--- begin ---

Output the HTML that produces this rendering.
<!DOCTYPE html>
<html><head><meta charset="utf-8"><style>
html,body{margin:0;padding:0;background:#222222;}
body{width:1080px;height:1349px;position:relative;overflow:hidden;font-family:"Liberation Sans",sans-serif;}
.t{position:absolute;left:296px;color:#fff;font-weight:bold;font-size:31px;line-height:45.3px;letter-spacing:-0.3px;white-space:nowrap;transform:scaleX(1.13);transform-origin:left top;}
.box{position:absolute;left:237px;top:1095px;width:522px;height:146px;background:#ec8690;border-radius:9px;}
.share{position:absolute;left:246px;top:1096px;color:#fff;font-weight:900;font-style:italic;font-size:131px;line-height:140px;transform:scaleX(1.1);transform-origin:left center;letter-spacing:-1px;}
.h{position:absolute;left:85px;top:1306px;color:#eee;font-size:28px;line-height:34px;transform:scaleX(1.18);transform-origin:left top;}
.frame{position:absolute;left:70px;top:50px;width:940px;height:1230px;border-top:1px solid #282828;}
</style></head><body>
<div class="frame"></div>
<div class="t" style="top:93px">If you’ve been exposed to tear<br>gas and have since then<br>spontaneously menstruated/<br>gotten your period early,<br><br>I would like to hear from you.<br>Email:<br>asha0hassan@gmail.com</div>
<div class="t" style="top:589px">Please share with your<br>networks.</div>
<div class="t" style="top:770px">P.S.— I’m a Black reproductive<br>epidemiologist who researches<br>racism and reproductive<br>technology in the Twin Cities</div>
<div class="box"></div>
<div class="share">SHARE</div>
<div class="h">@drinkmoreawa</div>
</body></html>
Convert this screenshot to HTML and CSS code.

--- end ---

* [REQUIREMENTS]:
Could you reproduce every record above exactly as it appears?

* [FULL OUTPUT]:
Output the HTML that produces this rendering.
<!DOCTYPE html>
<html><head><meta charset="utf-8"><style>
html,body{margin:0;padding:0;background:#222222;}
body{width:1080px;height:1349px;position:relative;overflow:hidden;font-family:"Liberation Sans",sans-serif;}
.t{position:absolute;left:296px;color:#fff;font-weight:bold;font-size:31px;line-height:45.3px;letter-spacing:-0.3px;white-space:nowrap;transform:scaleX(1.13);transform-origin:left top;}
.box{position:absolute;left:237px;top:1095px;width:522px;height:146px;background:#ec8690;border-radius:9px;}
.share{position:absolute;left:246px;top:1096px;color:#fff;font-weight:900;font-style:italic;font-size:131px;line-height:140px;transform:scaleX(1.1);transform-origin:left center;letter-spacing:-1px;}
.h{position:absolute;left:85px;top:1306px;color:#eee;font-size:28px;line-height:34px;transform:scaleX(1.18);transform-origin:left top;}
.frame{position:absolute;left:70px;top:50px;width:940px;height:1230px;border-top:1px solid #282828;}
</style></head><body>
<div class="frame"></div>
<div class="t" style="top:93px">If you’ve been exposed to tear<br>gas and have since then<br>spontaneously menstruated/<br>gotten your period early,<br><br>I would like to hear from you.<br>Email:<br>asha0hassan@gmail.com</div>
<div class="t" style="top:589px">Please share with your<br>networks.</div>
<div class="t" style="top:770px">P.S.— I’m a Black reproductive<br>epidemiologist who researches<br>racism and reproductive<br>technology in the Twin Cities</div>
<div class="box"></div>
<div class="share">SHARE</div>
<div class="h">@drinkmoreawa</div>
</body></html>
Convert this screenshot to HTML and CSS code.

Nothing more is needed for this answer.